Les missions jésuites ne se sont bien sûr pas arrêtées aux frontières, puisque celles-ci n’existaient pas encore. Côté Paraguay, on en retrouve donc deux très bien conservées (car parmi les dernières à avoir été construites), Jesús de Tavarangue et La Santísima Trinidad. C’est un réel plaisir de déambuler parmi ces étonnants lieux chargés d’histoire, malgré le soleil de plomb (ne nous plaignons pas, il paraît que c’est l’hiver en Europe).

Toutes les missions étaient basées sur un même modèle architectural, on ne s’amuse pas à de folles exubérances au sein de l’église, l’efficacité prime. Au cœur du regroupement, une vaste place, ceinturée sur trois côtés par de longs bâtiments communautaires hébergeant les Guaranis (inspirés de leur habitat traditionnel). Au début ces maisons ne comportaient qu’une unique et vaste pièce, afin de loger l’intégralité d’une large famille.
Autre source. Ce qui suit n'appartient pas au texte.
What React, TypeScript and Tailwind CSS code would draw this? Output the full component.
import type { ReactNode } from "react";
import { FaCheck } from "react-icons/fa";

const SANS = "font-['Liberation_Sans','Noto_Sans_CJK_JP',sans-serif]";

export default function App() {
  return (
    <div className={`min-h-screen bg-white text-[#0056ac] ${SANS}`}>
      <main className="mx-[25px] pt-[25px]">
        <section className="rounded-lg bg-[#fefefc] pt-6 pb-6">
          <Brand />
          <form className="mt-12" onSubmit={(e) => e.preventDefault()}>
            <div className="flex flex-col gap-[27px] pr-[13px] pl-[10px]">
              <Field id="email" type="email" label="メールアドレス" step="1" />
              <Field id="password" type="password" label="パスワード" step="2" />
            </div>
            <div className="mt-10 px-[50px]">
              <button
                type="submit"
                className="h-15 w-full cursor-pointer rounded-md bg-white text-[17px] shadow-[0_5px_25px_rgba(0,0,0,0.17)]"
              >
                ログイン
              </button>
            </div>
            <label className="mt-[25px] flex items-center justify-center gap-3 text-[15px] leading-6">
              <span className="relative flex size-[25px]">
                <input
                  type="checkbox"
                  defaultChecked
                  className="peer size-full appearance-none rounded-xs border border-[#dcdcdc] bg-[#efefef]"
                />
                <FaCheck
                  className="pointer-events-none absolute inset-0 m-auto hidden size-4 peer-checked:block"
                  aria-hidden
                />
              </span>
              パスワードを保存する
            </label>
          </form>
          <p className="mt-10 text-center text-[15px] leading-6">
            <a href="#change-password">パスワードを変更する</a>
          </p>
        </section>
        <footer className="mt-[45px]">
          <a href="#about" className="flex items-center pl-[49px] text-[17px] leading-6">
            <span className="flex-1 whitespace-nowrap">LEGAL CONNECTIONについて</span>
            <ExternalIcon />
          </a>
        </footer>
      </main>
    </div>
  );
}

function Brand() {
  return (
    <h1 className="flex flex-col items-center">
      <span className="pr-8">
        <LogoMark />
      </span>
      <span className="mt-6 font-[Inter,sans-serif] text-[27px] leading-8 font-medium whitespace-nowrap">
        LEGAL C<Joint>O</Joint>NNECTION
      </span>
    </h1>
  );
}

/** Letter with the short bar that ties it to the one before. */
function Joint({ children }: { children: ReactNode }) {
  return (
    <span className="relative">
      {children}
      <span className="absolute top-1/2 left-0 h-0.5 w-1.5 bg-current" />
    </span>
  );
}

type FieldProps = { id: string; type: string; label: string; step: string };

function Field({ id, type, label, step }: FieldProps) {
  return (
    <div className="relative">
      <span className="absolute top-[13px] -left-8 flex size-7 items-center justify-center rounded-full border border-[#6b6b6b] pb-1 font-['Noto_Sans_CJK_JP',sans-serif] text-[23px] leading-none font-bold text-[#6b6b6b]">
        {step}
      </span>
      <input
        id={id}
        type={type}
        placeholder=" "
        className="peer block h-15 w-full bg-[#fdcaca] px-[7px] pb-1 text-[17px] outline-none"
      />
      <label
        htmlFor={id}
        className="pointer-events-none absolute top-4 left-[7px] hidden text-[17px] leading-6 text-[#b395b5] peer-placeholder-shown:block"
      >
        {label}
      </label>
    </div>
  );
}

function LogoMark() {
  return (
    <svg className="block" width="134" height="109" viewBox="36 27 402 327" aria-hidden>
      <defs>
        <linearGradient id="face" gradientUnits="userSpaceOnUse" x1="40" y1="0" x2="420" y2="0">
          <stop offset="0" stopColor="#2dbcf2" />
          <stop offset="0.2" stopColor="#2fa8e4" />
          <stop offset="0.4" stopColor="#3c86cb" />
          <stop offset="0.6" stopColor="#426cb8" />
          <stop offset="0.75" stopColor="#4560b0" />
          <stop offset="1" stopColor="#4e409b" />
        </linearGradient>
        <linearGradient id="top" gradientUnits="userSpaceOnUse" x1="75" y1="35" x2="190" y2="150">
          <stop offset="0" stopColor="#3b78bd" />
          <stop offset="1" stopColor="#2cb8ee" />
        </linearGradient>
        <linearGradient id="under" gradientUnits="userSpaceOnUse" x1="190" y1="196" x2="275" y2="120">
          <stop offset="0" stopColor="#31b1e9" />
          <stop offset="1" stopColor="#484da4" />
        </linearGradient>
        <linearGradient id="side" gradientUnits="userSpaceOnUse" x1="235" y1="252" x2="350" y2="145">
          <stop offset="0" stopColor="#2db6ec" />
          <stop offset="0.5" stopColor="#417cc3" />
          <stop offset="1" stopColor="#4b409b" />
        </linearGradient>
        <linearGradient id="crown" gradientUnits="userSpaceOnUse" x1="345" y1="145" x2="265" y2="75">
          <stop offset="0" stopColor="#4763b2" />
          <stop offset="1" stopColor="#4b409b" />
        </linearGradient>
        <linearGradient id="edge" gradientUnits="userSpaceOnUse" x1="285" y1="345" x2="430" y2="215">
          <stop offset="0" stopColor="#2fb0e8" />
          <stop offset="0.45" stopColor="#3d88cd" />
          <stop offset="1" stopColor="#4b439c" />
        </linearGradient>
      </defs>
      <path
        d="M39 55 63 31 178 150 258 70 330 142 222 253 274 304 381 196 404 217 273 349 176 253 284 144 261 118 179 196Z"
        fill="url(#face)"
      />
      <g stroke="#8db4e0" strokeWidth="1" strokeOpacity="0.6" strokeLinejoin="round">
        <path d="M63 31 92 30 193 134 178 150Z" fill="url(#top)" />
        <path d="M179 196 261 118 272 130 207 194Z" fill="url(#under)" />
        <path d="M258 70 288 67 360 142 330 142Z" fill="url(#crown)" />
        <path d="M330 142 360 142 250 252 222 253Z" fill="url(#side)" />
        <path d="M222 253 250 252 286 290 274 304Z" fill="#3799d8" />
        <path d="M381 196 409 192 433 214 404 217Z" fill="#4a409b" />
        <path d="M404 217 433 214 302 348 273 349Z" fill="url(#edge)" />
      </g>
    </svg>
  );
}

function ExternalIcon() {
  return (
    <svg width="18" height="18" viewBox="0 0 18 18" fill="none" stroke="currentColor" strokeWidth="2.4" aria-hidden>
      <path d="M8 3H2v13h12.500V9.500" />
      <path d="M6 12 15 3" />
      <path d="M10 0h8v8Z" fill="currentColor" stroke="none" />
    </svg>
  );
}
Mais à mesure que les Jésuites réussirent à convaincre les Guaranis des bienfaits de la monogamie, des cloisons apparurent… Sur le quatrième côté, l’église bien sûr, imposante et richement décorée. Le cloître attenant contenait les habitations des prêtres, l’école, et les ateliers d’artisanat, où travaillaient notamment les tailleurs de pierre, pour la plus grande gloire de Dieu. De l’autre côté de l’église, le cimetière, découpé en 4 sections égales : hommes, femmes, enfants, infants. Enfin en bonus, un peu à l’écart, la maison des veuves et des femmes de « mauvaise vie ». Aaah les joies du patriarcat…

Et donc que faisait-on dans ces missions ? Eh bien on taffait évidemment, pas de mystère. Et on priait pas mal aussi, cela va de soi. Les journées suivaient un rythme immuable, on ne se réveillait pas le matin en se demandant ce qu’on allait faire de beau aujourd’hui (bien sûr il y avait tout de même la surprise de découvrir quels évangiles allaient être lus à l’office…). Chaque famille se voyait assigner une parcelle de terre dont elle était propriétaire, mais se devait aussi de travailler sur des parcelles communautaires. Les Guaranis qui faisaient preuve d’un certain talent artistique se retrouvaient à tailler le bois ou la pierre plutôt que bêcher la terre, toujours ça de pris. Quant aux enfants, ils allaient à l’école, où ils apprenaient le latin, l’espagnol, la religion et les sciences, mais aussi la langue et la culture guarani. Car oui, c’est tout de même assez notable pour être souligné, contrairement à la mode coloniale de l’époque, les Jésuites n’ont jamais cherché à éradiquer la culture indigène, et ont au contraire encouragé sa préservation ! À noter aussi que les familles étaient libres de quitter la mission à tout moment et de retourner dans la forêt (ce que d’ailleurs bon nombre firent, l’adaptation à la « civilisation » étant quand même rude), prenant à nouveau le risque de croiser des bandes d’esclavagistes en maraude…

Voilà, une parenthèse de calme dans l’histoire tumultueuse du continent sud-américain. Ne restent que quelques vieilles pierres, pour rappeler aux touristes de passage que pour un temps, colons et indigènes vécurent dans la paix et le respect mutuel. Pas si fréquent.